WORK REQUIRED:
Emit the data below verbatim, stripping out any pictures.

++++++++

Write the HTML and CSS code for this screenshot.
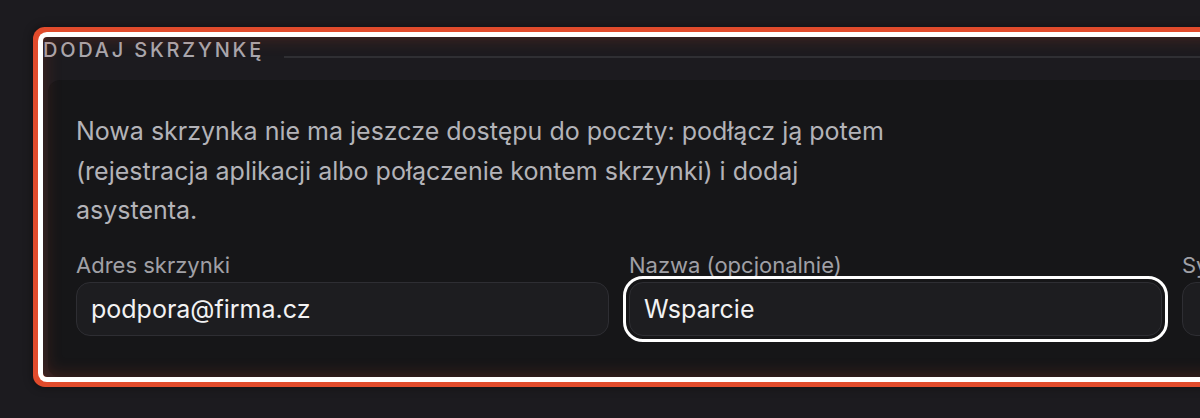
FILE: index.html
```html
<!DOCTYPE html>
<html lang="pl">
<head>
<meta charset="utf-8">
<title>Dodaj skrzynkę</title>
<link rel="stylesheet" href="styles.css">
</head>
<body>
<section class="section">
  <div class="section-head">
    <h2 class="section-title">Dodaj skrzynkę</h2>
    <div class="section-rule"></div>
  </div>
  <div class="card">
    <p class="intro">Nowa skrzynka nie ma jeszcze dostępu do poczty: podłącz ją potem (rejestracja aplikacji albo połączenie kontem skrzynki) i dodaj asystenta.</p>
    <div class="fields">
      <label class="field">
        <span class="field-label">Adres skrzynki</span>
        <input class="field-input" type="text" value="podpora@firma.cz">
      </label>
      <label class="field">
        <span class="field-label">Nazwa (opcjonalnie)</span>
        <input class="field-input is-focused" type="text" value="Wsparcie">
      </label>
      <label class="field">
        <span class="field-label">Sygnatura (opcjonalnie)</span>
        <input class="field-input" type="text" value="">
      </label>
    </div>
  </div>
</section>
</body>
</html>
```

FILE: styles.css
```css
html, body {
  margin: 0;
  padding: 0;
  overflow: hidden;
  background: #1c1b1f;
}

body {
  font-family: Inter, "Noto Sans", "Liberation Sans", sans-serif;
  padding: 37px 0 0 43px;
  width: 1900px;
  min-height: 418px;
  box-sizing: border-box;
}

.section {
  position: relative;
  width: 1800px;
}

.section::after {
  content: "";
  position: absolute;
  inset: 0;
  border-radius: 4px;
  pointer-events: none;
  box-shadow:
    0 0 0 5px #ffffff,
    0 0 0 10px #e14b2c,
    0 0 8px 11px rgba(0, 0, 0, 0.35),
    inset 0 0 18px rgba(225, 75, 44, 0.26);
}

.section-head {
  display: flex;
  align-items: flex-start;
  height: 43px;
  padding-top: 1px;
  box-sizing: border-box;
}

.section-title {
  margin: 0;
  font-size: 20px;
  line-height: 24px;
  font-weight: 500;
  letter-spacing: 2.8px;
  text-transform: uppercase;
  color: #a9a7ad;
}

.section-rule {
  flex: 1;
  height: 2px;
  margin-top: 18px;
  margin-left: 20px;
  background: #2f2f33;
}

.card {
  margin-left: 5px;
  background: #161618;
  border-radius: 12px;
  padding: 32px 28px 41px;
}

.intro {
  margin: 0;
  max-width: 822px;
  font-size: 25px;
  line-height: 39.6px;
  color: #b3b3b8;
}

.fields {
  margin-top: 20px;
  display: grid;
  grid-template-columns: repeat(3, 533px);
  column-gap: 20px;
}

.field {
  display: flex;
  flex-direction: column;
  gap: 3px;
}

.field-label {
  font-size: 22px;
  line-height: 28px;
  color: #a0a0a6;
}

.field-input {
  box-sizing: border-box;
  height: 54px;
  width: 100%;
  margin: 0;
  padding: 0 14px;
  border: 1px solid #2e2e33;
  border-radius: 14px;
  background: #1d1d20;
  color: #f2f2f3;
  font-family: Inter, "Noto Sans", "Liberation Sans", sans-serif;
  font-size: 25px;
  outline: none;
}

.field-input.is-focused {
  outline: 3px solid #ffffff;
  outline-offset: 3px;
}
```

++++++++

WRITTEN SOLUTION:
Write the HTML and CSS code for this screenshot.
FILE: index.html
```html
<!DOCTYPE html>
<html lang="pl">
<head>
<meta charset="utf-8">
<title>Dodaj skrzynkę</title>
<link rel="stylesheet" href="styles.css">
</head>
<body>
<section class="section">
  <div class="section-head">
    <h2 class="section-title">Dodaj skrzynkę</h2>
    <div class="section-rule"></div>
  </div>
  <div class="card">
    <p class="intro">Nowa skrzynka nie ma jeszcze dostępu do poczty: podłącz ją potem (rejestracja aplikacji albo połączenie kontem skrzynki) i dodaj asystenta.</p>
    <div class="fields">
      <label class="field">
        <span class="field-label">Adres skrzynki</span>
        <input class="field-input" type="text" value="podpora@firma.cz">
      </label>
      <label class="field">
        <span class="field-label">Nazwa (opcjonalnie)</span>
        <input class="field-input is-focused" type="text" value="Wsparcie">
      </label>
      <label class="field">
        <span class="field-label">Sygnatura (opcjonalnie)</span>
        <input class="field-input" type="text" value="">
      </label>
    </div>
  </div>
</section>
</body>
</html>
```

FILE: styles.css
```css
html, body {
  margin: 0;
  padding: 0;
  overflow: hidden;
  background: #1c1b1f;
}

body {
  font-family: Inter, "Noto Sans", "Liberation Sans", sans-serif;
  padding: 37px 0 0 43px;
  width: 1900px;
  min-height: 418px;
  box-sizing: border-box;
}

.section {
  position: relative;
  width: 1800px;
}

.section::after {
  content: "";
  position: absolute;
  inset: 0;
  border-radius: 4px;
  pointer-events: none;
  box-shadow:
    0 0 0 5px #ffffff,
    0 0 0 10px #e14b2c,
    0 0 8px 11px rgba(0, 0, 0, 0.35),
    inset 0 0 18px rgba(225, 75, 44, 0.26);
}

.section-head {
  display: flex;
  align-items: flex-start;
  height: 43px;
  padding-top: 1px;
  box-sizing: border-box;
}

.section-title {
  margin: 0;
  font-size: 20px;
  line-height: 24px;
  font-weight: 500;
  letter-spacing: 2.8px;
  text-transform: uppercase;
  color: #a9a7ad;
}

.section-rule {
  flex: 1;
  height: 2px;
  margin-top: 18px;
  margin-left: 20px;
  background: #2f2f33;
}

.card {
  margin-left: 5px;
  background: #161618;
  border-radius: 12px;
  padding: 32px 28px 41px;
}

.intro {
  margin: 0;
  max-width: 822px;
  font-size: 25px;
  line-height: 39.6px;
  color: #b3b3b8;
}

.fields {
  margin-top: 20px;
  display: grid;
  grid-template-columns: repeat(3, 533px);
  column-gap: 20px;
}

.field {
  display: flex;
  flex-direction: column;
  gap: 3px;
}

.field-label {
  font-size: 22px;
  line-height: 28px;
  color: #a0a0a6;
}

.field-input {
  box-sizing: border-box;
  height: 54px;
  width: 100%;
  margin: 0;
  padding: 0 14px;
  border: 1px solid #2e2e33;
  border-radius: 14px;
  background: #1d1d20;
  color: #f2f2f3;
  font-family: Inter, "Noto Sans", "Liberation Sans", sans-serif;
  font-size: 25px;
  outline: none;
}

.field-input.is-focused {
  outline: 3px solid #ffffff;
  outline-offset: 3px;
}
```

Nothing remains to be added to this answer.